Four weeks went by after Willis made her ruling and the town and its insurer had made no effort to pay the judgment against them. Facing a 30-day deadline to appeal, The Banner went ahead and filed its appeal challenging the amount of attorney fees Willis had awarded and other non-monetary issues.
The Banner argued that Willis had erred by only awarding the newspaper's attorney $40,000 in fees for the first appeal. Judge Ezra Friedlander, writing for a unanimous three-judge Court of Appeals panel that also included judges Paul Mathias and Margaret Robb, said Willis had clearly erred in determining that an expert witness for the newspaper had testified that $35,000 to $40,000 would be a reasonable attorney fee in a case like this.
"In point of fact," Friedlander wrote, The Banner's expert witness had "testified that reasonable attorney fees for a typical appeal would be $35,000-$40,000." Characterizing the first appeal in this case as "very unusual" due to the amount of work and issues involved, Friedlander said the witness had testified that reasonable appellate attorney fees “would be in the range of $55,000-$72,500, and perhaps even twice that much."

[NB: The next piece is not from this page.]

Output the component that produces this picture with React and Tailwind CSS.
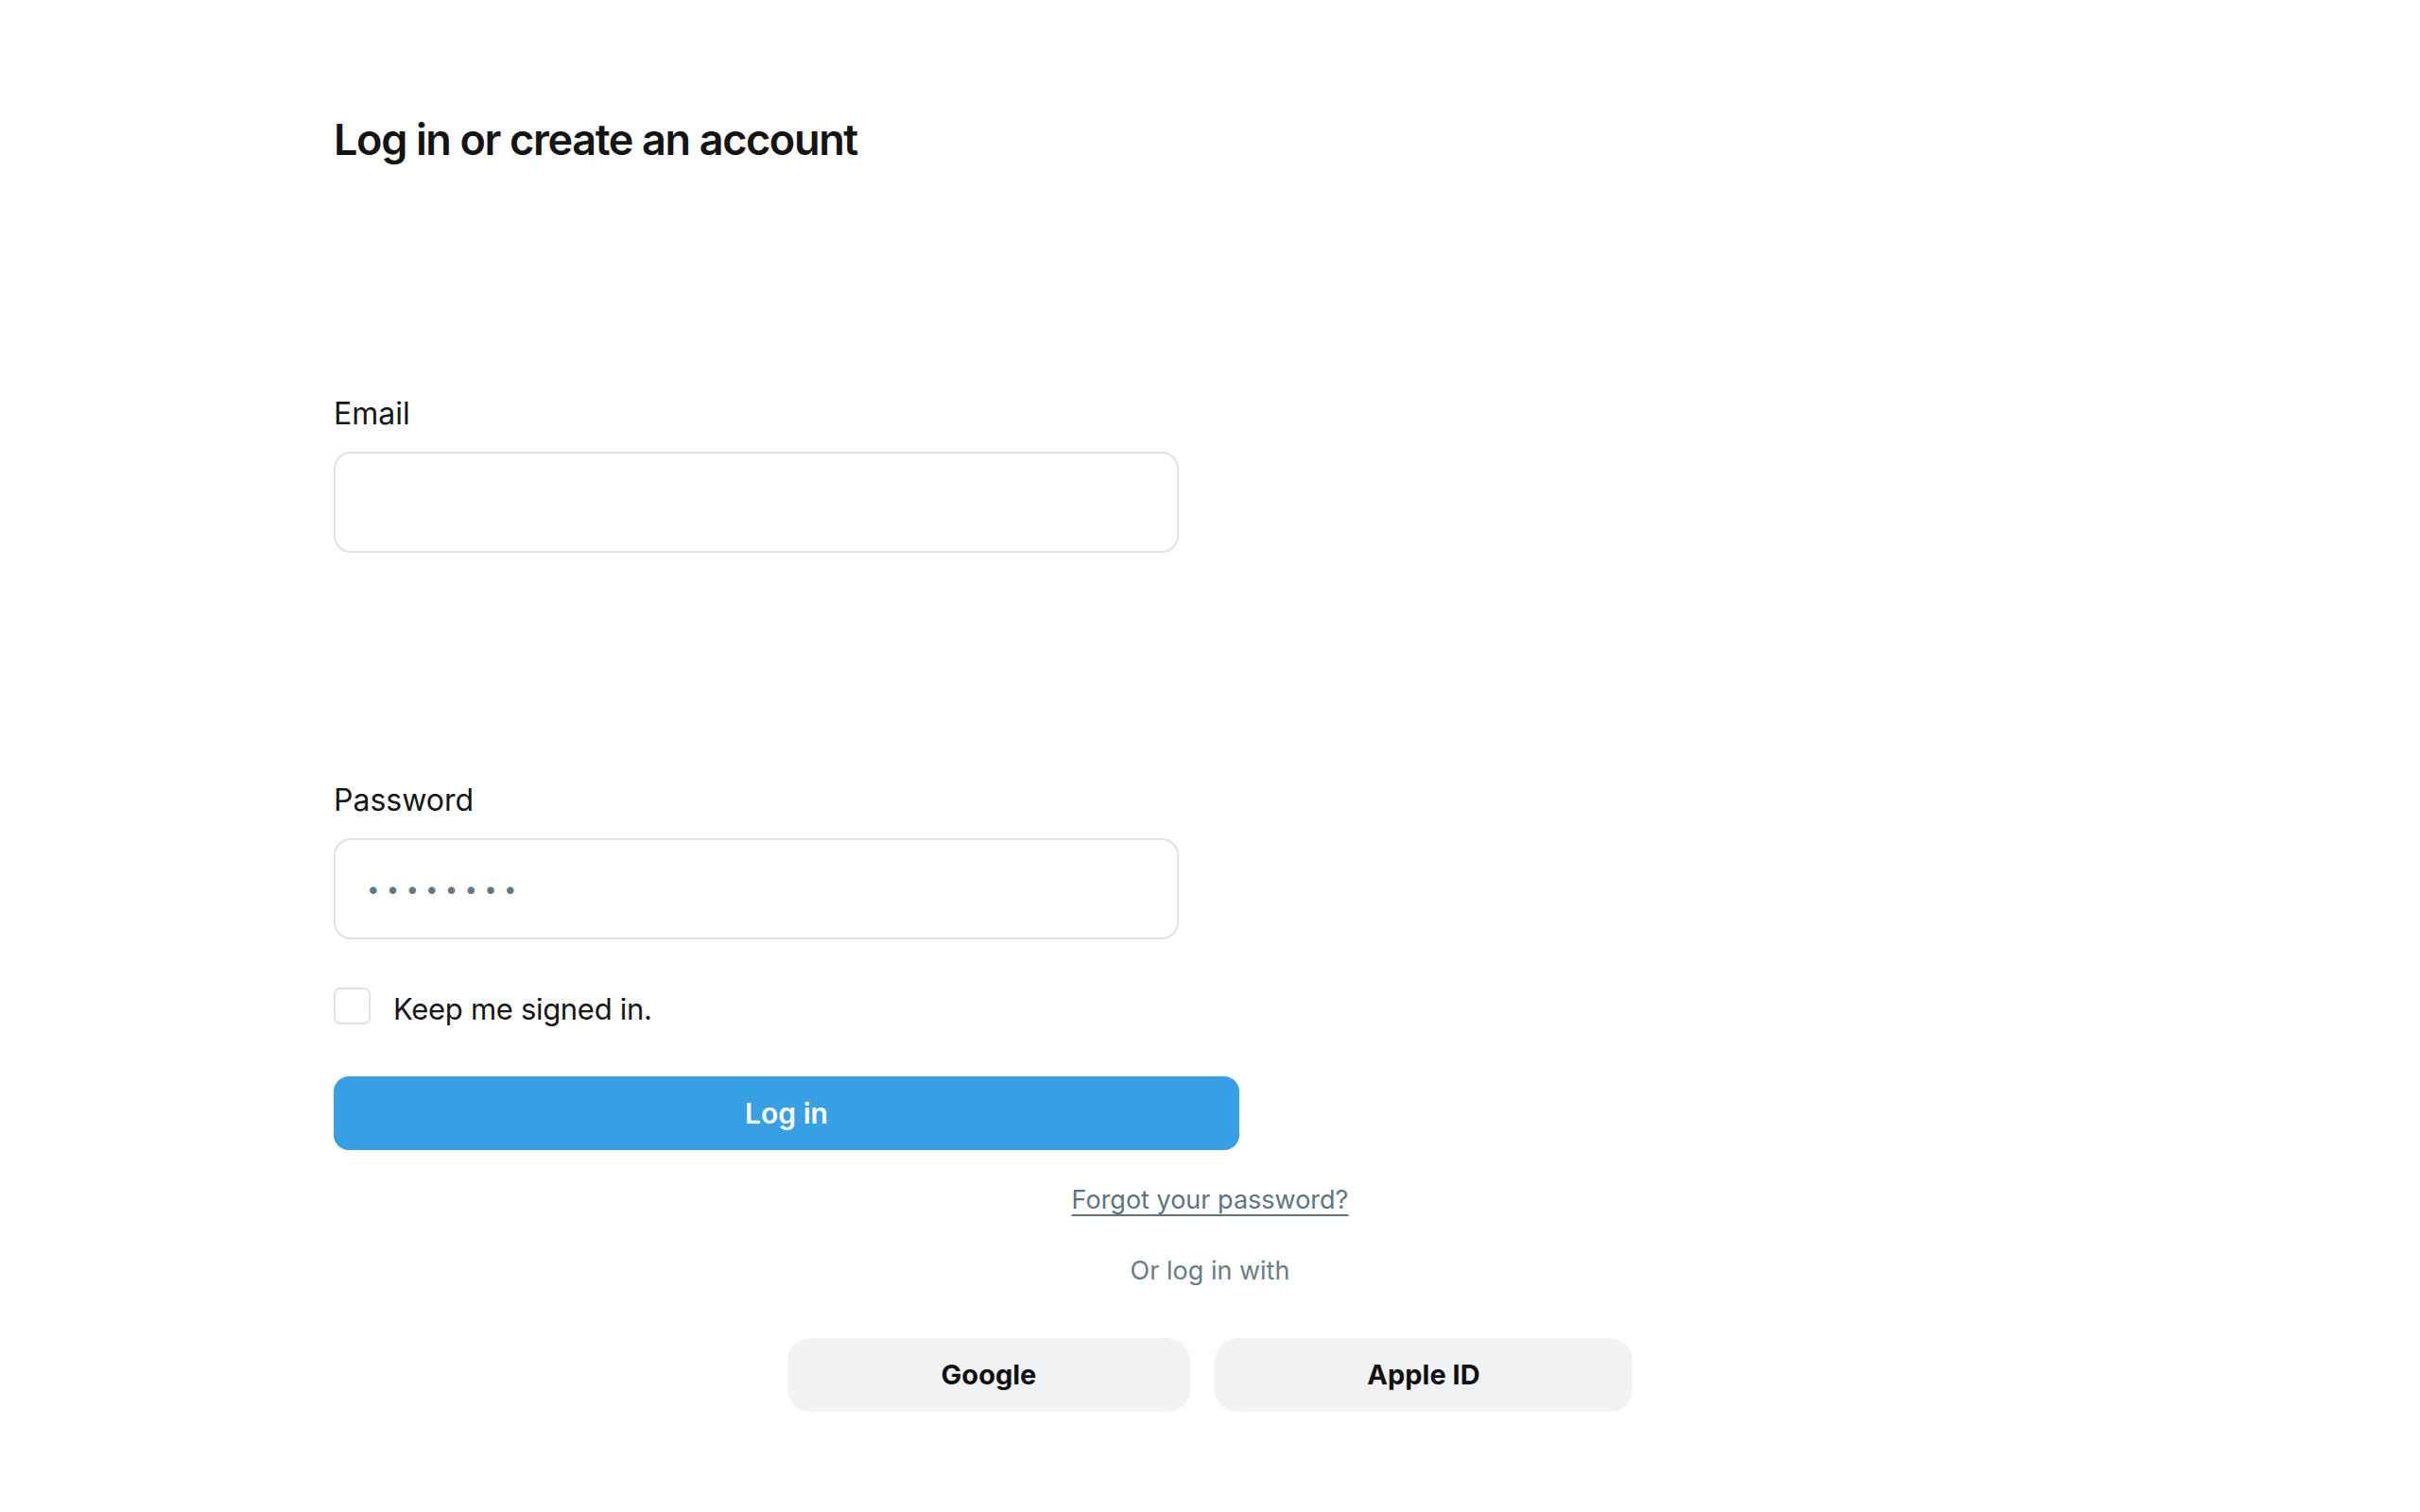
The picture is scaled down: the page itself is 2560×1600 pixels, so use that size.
import { useState } from 'react';

const font = { fontFamily: 'Inter, "Noto Sans", sans-serif' };

const Field = ({ label, type, value, onChange, className = '' }) => (
  <label className={`flex flex-col ${className}`}>
    <span className="text-[32px] leading-[40px] text-[#161616]">{label}</span>
    <input
      type={type}
      value={value}
      onChange={(event) => onChange(event.target.value)}
      className="mt-[20px] h-[107px] w-[894px] rounded-[18px] border-2 border-[#dfe1e3] bg-white px-[33px] text-[24px] tracking-[0.3em] text-[#667885] outline-none"
    />
  </label>
);

export default function App() {
  const [email, setEmail] = useState('');
  const [password, setPassword] = useState('12345678');
  const [keep, setKeep] = useState(false);

  return (
    <div className="min-h-screen bg-white px-[353px] pt-[120px] pb-[100px]" style={font}>
      <h1 className="text-[45px] font-semibold leading-[56px] tracking-[-0.03em] text-[#141414]">
        Log in or create an account
      </h1>

      <Field label="Email" type="email" value={email} onChange={setEmail} className="mt-[242px]" />
      <Field label="Password" type="password" value={password} onChange={setPassword} className="mt-[242px]" />

      <label className="mt-[50px] flex h-[40px] cursor-pointer items-center gap-[24px]">
        <input
          type="checkbox"
          checked={keep}
          onChange={(event) => setKeep(event.target.checked)}
          className="h-[39px] w-[39px] appearance-none rounded-[7px] border-2 border-[#dfe1e3] bg-white checked:bg-[#379fe3]"
        />
        <span className="mt-[7px] text-[31px] leading-[40px] tracking-[-0.01em] text-[#161616]">Keep me signed in.</span>
      </label>

      <button
        type="button"
        className="mt-[55px] h-[78px] w-[958px] rounded-[16px] bg-[#379fe3] text-[30px] font-semibold text-white"
      >
        Log in
      </button>

      <div className="mt-[33px] text-center">
        <a href="#" className="text-[27px] leading-[40px] text-[#5f7381] underline underline-offset-[6px]">
          Forgot your password?
        </a>
      </div>

      <p className="mt-[35px] text-center text-[27px] leading-[40px] text-[#6a7c89]">Or log in with</p>

      <div className="mt-[51px] flex justify-center gap-[26px]">
        <button type="button" className="h-[78px] w-[426px] rounded-[24px] bg-[#f1f2f3] text-[29px] font-bold text-[#111111]">
          Google
        </button>
        <button type="button" className="h-[78px] w-[442px] rounded-[24px] bg-[#f1f2f3] text-[29px] font-bold text-[#111111]">
          Apple ID
        </button>
      </div>
    </div>
  );
}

Attorneys for the town of Knightstown had argued that any error Willis made in calculating attorney fees had been harmless. Friedlander said the Court of Appeals had been "unable to determine whether this is true … because of an internal inconsistency in the trial court's award of attorney fees."
In her March 2007 ruling, Willis had included two "findings" that purported to demonstrate how she calculated the attorney fees and costs she awarded. The problem, Friedlander said in last week's Court of Appeals ruling, is that the two methods of calculation yield two different totals.

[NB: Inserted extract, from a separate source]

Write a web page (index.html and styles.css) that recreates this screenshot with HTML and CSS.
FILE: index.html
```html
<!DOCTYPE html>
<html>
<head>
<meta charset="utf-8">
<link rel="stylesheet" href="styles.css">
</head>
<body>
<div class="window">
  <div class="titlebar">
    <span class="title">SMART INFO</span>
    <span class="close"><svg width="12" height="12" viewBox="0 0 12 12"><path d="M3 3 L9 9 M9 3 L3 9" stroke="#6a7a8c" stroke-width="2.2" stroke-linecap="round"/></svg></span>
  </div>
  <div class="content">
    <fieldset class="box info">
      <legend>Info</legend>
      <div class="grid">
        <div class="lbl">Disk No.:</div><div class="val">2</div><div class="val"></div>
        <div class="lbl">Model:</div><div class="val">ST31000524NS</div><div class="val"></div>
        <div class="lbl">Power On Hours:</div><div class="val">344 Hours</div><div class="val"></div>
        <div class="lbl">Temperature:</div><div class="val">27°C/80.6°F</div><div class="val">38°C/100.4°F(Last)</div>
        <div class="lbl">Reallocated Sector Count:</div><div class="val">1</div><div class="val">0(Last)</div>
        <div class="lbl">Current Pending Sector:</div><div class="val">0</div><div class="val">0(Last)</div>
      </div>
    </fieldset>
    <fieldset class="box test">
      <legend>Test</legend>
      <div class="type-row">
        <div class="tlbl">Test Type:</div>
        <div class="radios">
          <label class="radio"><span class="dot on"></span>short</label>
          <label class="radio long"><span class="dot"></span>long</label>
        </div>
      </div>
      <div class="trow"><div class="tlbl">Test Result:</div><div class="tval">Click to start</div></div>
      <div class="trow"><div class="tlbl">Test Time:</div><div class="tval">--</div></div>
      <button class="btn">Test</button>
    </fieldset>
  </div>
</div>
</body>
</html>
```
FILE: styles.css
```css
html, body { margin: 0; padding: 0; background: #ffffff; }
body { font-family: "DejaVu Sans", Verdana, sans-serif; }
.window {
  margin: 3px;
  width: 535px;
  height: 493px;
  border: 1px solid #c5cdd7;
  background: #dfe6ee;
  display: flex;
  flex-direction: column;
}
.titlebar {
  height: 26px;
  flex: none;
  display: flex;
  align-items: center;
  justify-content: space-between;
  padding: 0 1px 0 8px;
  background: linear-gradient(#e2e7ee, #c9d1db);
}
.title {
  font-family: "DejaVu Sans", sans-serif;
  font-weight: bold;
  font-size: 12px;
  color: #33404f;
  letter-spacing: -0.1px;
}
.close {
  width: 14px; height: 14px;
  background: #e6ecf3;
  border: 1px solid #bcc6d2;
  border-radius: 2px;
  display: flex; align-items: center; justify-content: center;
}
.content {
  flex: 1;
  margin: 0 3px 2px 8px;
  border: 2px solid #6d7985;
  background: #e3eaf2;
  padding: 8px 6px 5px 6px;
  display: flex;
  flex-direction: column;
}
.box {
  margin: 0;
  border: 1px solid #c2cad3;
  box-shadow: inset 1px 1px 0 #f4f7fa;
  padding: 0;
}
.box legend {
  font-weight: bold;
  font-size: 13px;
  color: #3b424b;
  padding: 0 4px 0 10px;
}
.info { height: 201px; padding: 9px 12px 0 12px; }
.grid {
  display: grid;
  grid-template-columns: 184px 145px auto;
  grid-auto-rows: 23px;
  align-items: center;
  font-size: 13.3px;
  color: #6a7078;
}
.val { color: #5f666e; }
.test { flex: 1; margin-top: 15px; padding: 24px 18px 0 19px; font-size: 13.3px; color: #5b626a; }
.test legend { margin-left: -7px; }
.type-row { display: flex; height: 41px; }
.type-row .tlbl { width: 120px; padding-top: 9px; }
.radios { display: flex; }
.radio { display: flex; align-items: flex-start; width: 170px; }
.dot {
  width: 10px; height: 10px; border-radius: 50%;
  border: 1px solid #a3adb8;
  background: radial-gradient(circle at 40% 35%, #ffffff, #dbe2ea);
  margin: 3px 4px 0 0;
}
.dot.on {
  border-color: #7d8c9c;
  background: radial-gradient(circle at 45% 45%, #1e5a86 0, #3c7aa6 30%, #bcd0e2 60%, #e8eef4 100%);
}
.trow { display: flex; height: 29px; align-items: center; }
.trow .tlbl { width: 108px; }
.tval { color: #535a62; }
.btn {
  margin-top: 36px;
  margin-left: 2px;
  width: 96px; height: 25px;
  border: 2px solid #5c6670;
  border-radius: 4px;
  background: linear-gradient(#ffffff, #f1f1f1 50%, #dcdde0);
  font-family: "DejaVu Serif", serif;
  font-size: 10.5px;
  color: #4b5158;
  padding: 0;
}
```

In the first method of calculation, Willis started with the total amount of actual fees requested by The Banner, $125,327.09, and subtracted specific items she said should not be charged against the town and its insurer. Although her ruling did not list a total for this calculation, it works out to be $55,212.46, $12,400 less than the amount she ordered the town and its insurer to pay.
The second method of calculation used by Willis in the 2007 ruling was to identify the amount of fees The Banner's attorney, Kurt Webber, was entitled to for trial court and appellate work, then add the two figures. Saying Webber was entitled to $40,000 in attorney fees for work on the first appeal and $27,612.46 for trial court fees, Willis ruled that the town and its insurer were jointly and severally liable to The Banner for $67,612.46 in total fees and costs.
"How can the inconsistencies between Finding Nos. 11 and 12, and between Finding No. 11 and the amount of the award be reconciled?" Friedlander asked. "Put simply, they cannot."
The Court of Appeals said it was unable to determine which method the trial court intended to use in calculating the amount of the award. The court remanded the matter to Willis and instructed her to to clarify which method of calculation she intended to use.
In the event Willis had meant to use the second method, the Court of Appeals said she must correct her erroneous finding that said the expert witness testified that $35,000-$40,000 was a reasonable fee for the first appeal. Additionally, the Court of Appeals said Willis would need to correct her ruling to show that The Banner's attorney should have only been paid $15,212.46 in trial court fees instead of $27,612.46.
In other matters, the Court of Appeals ruled that The Banner had not been entitled to a different judge after it won the first appeal. While Willis had initially granted the newspaper's request for a different judge, the Court of Appeals said she had not erred when she later vacated that ruling.
The Court of Appeals also ruled that Willis had not erred in allowing the town to voluntarily dismiss a counterclaim it had filed against The Banner seeking attorney fees. Concluding that dismissal of the town's counterclaim had been "with prejudice," meaning it could not be re-filed at a later time, the Court of Appeals said that The Banner had not been substantially prejudiced when Willis allowed the counterclaim to be dismissed instead of ruling on the counterclaim's merits.